§ **Entries with page source code**
--------

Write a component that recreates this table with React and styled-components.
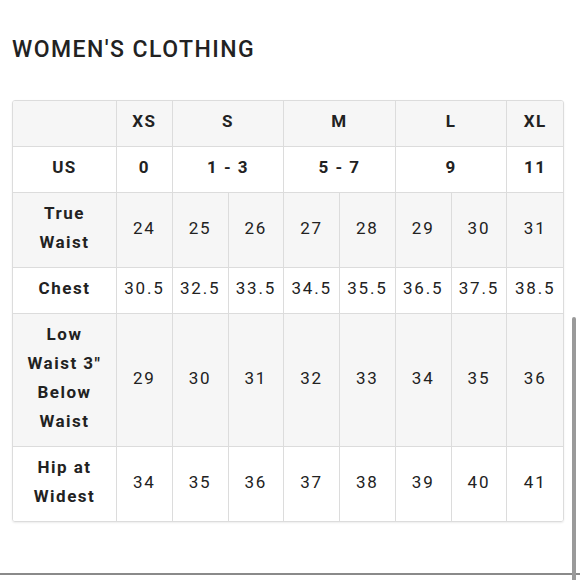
import React from "react";
import styled, { createGlobalStyle } from "styled-components";

const Global = createGlobalStyle`
  html, body { margin: 0; padding: 0; background: #fff; }
  body { font-family: Roboto, "Noto Sans", Arial, sans-serif; color: #222; }
`;

const Page = styled.div`
  position: relative;
  width: 580px;
  height: 580px;
  overflow: hidden;
  padding: 36px 0 0 12px;
  box-sizing: border-box;
`;

const Title = styled.h2`
  margin: 0 0 36px;
  font-size: 23px;
  line-height: 28px;
  font-weight: 500;
  letter-spacing: 1.45px;
  color: #222;
`;

const Table = styled.table`
  border-collapse: separate;
  border-spacing: 0;
  table-layout: fixed;
  width: 552px;
  border: 1px solid #dcdcdc;
  border-radius: 3px;
  box-shadow: 0 1px 2px rgba(0, 0, 0, 0.08);
  overflow: hidden;
`;

const Row = styled.tr`
  background: ${(p) => (p.$shade ? "#f6f6f6" : "#fff")};
`;

const Cell = styled.td`
  padding: 6px 4px 10px;
  text-align: center;
  vertical-align: middle;
  font-size: 17px;
  line-height: 29px;
  letter-spacing: ${(p) => (p.$bold ? "1.5px" : "1.8px")};
  font-weight: ${(p) => (p.$bold ? 700 : 400)};
  color: #222;
  border-right: 1px solid #dcdcdc;
  border-bottom: 1px solid #dcdcdc;
  &:last-child { border-right: none; }
  tr:last-child > & { border-bottom: none; }
`;

const Line = styled.div`
  position: absolute;
  left: 0;
  right: 0;
  top: 573px;
  height: 2px;
  background: #8a8a8a;
`;

const Thumb = styled.div`
  position: absolute;
  left: 572px;
  top: 317px;
  width: 4px;
  height: 270px;
  border-radius: 2px;
  background: #9a9a9a;
`;

const waist = [24, 25, 26, 27, 28, 29, 30, 31];
const chest = ["30.5", "32.5", "33.5", "34.5", "35.5", "36.5", "37.5", "38.5"];
const low = [29, 30, 31, 32, 33, 34, 35, 36];
const hip = [34, 35, 36, 37, 38, 39, 40, 41];

const Values = ({ values }) => values.map((v, i) => <Cell key={i}>{v}</Cell>);

export default function App() {
  return (
    <>
      <Global />
      <Page>
        <Title>WOMEN'S CLOTHING</Title>
        <Table>
          <colgroup>
            <col style={{ width: 104 }} />
            {Array.from({ length: 8 }).map((_, i) => (
              <col key={i} style={{ width: 55.75 }} />
            ))}
          </colgroup>
          <tbody>
            <Row $shade>
              <Cell $bold />
              <Cell $bold>XS</Cell>
              <Cell $bold colSpan={2}>S</Cell>
              <Cell $bold colSpan={2}>M</Cell>
              <Cell $bold colSpan={2}>L</Cell>
              <Cell $bold>XL</Cell>
            </Row>
            <Row>
              <Cell $bold>US</Cell>
              <Cell $bold>0</Cell>
              <Cell $bold colSpan={2}>1 - 3</Cell>
              <Cell $bold colSpan={2}>5 - 7</Cell>
              <Cell $bold colSpan={2}>9</Cell>
              <Cell $bold>11</Cell>
            </Row>
            <Row $shade>
              <Cell $bold>True<br />Waist</Cell>
              <Values values={waist} />
            </Row>
            <Row>
              <Cell $bold>Chest</Cell>
              <Values values={chest} />
            </Row>
            <Row $shade>
              <Cell $bold>Low<br />Waist 3"<br />Below<br />Waist</Cell>
              <Values values={low} />
            </Row>
            <Row>
              <Cell $bold>Hip at<br />Widest</Cell>
              <Values values={hip} />
            </Row>
          </tbody>
        </Table>
        <Line />
        <Thumb />
      </Page>
    </>
  );
}
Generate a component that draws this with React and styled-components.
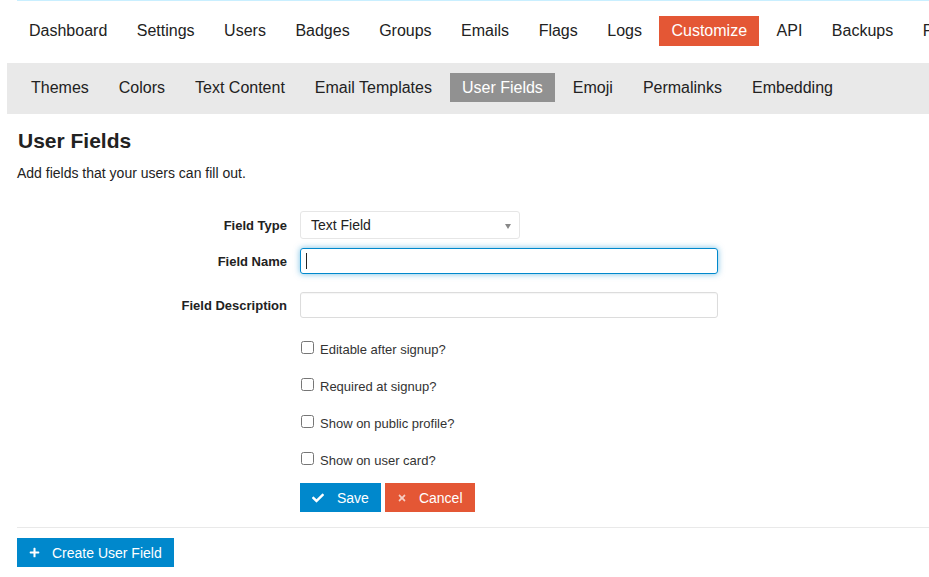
import React from 'react';
import styled, { createGlobalStyle } from 'styled-components';
import { FaCheck, FaTimes, FaPlus } from 'react-icons/fa';

const GlobalStyle = createGlobalStyle`
  body {
    margin: 0;
    overflow: hidden;
    background: #fff;
    color: #222;
    font-family: "Liberation Sans", Arial, sans-serif;
  }
`;

const mainTabs = ['Dashboard', 'Settings', 'Users', 'Badges', 'Groups', 'Emails', 'Flags', 'Logs', 'Customize', 'API', 'Backups', 'Plugins'];
const subTabs = ['Themes', 'Colors', 'Text Content', 'Email Templates', 'User Fields', 'Emoji', 'Permalinks', 'Embedding'];
const checks = ['Editable after signup?', 'Required at signup?', 'Show on public profile?', 'Show on user card?'];

function App() {
  return (
    <>
      <GlobalStyle />
      <TopLine />
      <MainNav>
        {mainTabs.map((t) => (
          <MainTab key={t} $active={t === 'Customize'}>{t}</MainTab>
        ))}
      </MainNav>
      <SubNav>
        {subTabs.map((t) => (
          <SubTab key={t} $active={t === 'User Fields'}>{t}</SubTab>
        ))}
      </SubNav>
      <Content>
        <Title>User Fields</Title>
        <Intro>Add fields that your users can fill out.</Intro>
        <Form>
          <Label $mb={9}>Field Type</Label>
          <SelectBox $mb={9}>
            Text Field
            <Arrow />
          </SelectBox>

          <Label $mb={18}>Field Name</Label>
          <TextBox $focused $mb={18}><Caret /></TextBox>

          <Label $mb={21}>Field Description</Label>
          <TextBox $mb={21} />

          {checks.map((c, i) => (
            <React.Fragment key={c}>
              <span />
              <CheckRow $mb={i === checks.length - 1 ? 13 : 17}>
                <Box type="checkbox" />
                {c}
              </CheckRow>
            </React.Fragment>
          ))}

          <span />
          <Buttons>
            <Button $color="#0088cc" $gap={13}>
              <FaCheck size={12} />
              Save
            </Button>
            <Button $color="#e45735" $gap={12} $iconFade>
              <FaTimes size={10} />
              Cancel
            </Button>
          </Buttons>
        </Form>
        <Rule />
        <Button $color="#0088cc" $gap={12}>
          <FaPlus size={11} />
          Create User Field
        </Button>
      </Content>
    </>
  );
}

const TopLine = styled.div`
  height: 1px;
  margin-left: 17px;
  background: #c9efff;
`;

const MainNav = styled.ul`
  display: flex;
  gap: 5.5px;
  margin: 15px 0 0;
  padding: 0 0 0 17px;
  list-style: none;
  white-space: nowrap;
  overflow: hidden;
`;

const MainTab = styled.li`
  flex: none;
  height: 30px;
  line-height: 30px;
  padding: 0 12px;
  font-size: 16px;
  color: ${(p) => (p.$active ? '#fff' : '#222')};
  background: ${(p) => (p.$active ? '#e45735' : 'transparent')};
`;

const SubNav = styled.ul`
  display: flex;
  gap: 6px;
  height: 51px;
  box-sizing: border-box;
  margin: 17px 0 0 7px;
  padding: 10px 0 0 12px;
  list-style: none;
  white-space: nowrap;
  background: #e9e9e9;
`;

const SubTab = styled.li`
  flex: none;
  height: 29px;
  line-height: 29px;
  padding: 0 12px;
  font-size: 16px;
  color: ${(p) => (p.$active ? '#fff' : '#222')};
  background: ${(p) => (p.$active ? '#919191' : 'transparent')};
`;

const Content = styled.div`
  padding-left: 17px;
`;

const Title = styled.h1`
  margin: 14px 0 0 1px;
  font-size: 21px;
  line-height: 25px;
  font-weight: bold;
`;

const Intro = styled.p`
  margin: 10px 0 0;
  font-size: 14px;
  line-height: 20px;
`;

const Form = styled.div`
  display: grid;
  grid-template-columns: 270px 1fr;
  column-gap: 13px;
  align-items: center;
  margin-top: 28px;
`;

const Label = styled.label`
  text-align: right;
  font-size: 13px;
  font-weight: bold;
  margin-bottom: ${(p) => p.$mb}px;
`;

const SelectBox = styled.div`
  display: flex;
  align-items: center;
  justify-content: space-between;
  box-sizing: border-box;
  width: 220px;
  height: 28px;
  padding: 0 8px 0 10px;
  border: 1px solid #e6e6e6;
  border-radius: 3px;
  font-size: 14px;
  margin-bottom: ${(p) => p.$mb}px;
`;

const Arrow = styled.span`
  width: 0;
  height: 0;
  border-left: 3.5px solid transparent;
  border-right: 3.5px solid transparent;
  border-top: 5px solid #888;
  margin-top: 2px;
`;

const TextBox = styled.div`
  display: flex;
  align-items: center;
  box-sizing: border-box;
  width: 418px;
  height: 26px;
  padding: 0 5px;
  border: 1px solid ${(p) => (p.$focused ? '#0088cc' : '#dcdcdc')};
  border-radius: 3px;
  box-shadow: ${(p) => (p.$focused ? '0 0 6px rgba(0, 136, 204, 0.55)' : 'inset 0 1px 1px rgba(0,0,0,0.04)')};
  margin-bottom: ${(p) => p.$mb}px;
`;

const Caret = styled.span`
  width: 1px;
  height: 16px;
  background: #222;
`;

const CheckRow = styled.label`
  display: flex;
  align-items: center;
  height: 20px;
  font-size: 13px;
  color: #333;
  margin-bottom: ${(p) => p.$mb}px;
`;

const Box = styled.input`
  width: 13px;
  height: 13px;
  margin: -4px 6px 0 1px;
`;

const Buttons = styled.div`
  display: flex;
  gap: 4px;
`;

const Button = styled.button`
  display: inline-flex;
  align-items: center;
  gap: ${(p) => p.$gap}px;
  height: 29px;
  padding: 0 12px;
  border: none;
  border-radius: 0;
  background: ${(p) => p.$color};
  color: #fff;
  font-family: inherit;
  font-size: 14px;
  svg {
    opacity: ${(p) => (p.$iconFade ? 0.7 : 1)};
  }
`;

const Rule = styled.hr`
  height: 1px;
  margin: 15px 0 10px;
  border: none;
  background: #e9e9e9;
`;

export default App;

--------

Leave out the pictures and transcribe exactly the lines from the one containing "Generate a component" through the one containing "const checks = ['Editable".

§ **WRITTEN SOLUTION**
Generate a component that draws this with React and styled-components.
import React from 'react';
import styled, { createGlobalStyle } from 'styled-components';
import { FaCheck, FaTimes, FaPlus } from 'react-icons/fa';

const GlobalStyle = createGlobalStyle`
  body {
    margin: 0;
    overflow: hidden;
    background: #fff;
    color: #222;
    font-family: "Liberation Sans", Arial, sans-serif;
  }
`;

const mainTabs = ['Dashboard', 'Settings', 'Users', 'Badges', 'Groups', 'Emails', 'Flags', 'Logs', 'Customize', 'API', 'Backups', 'Plugins'];
const subTabs = ['Themes', 'Colors', 'Text Content', 'Email Templates', 'User Fields', 'Emoji', 'Permalinks', 'Embedding'];
const checks = ['Editable after signup?', 'Required at signup?', 'Show on public profile?', 'Show on user card?'];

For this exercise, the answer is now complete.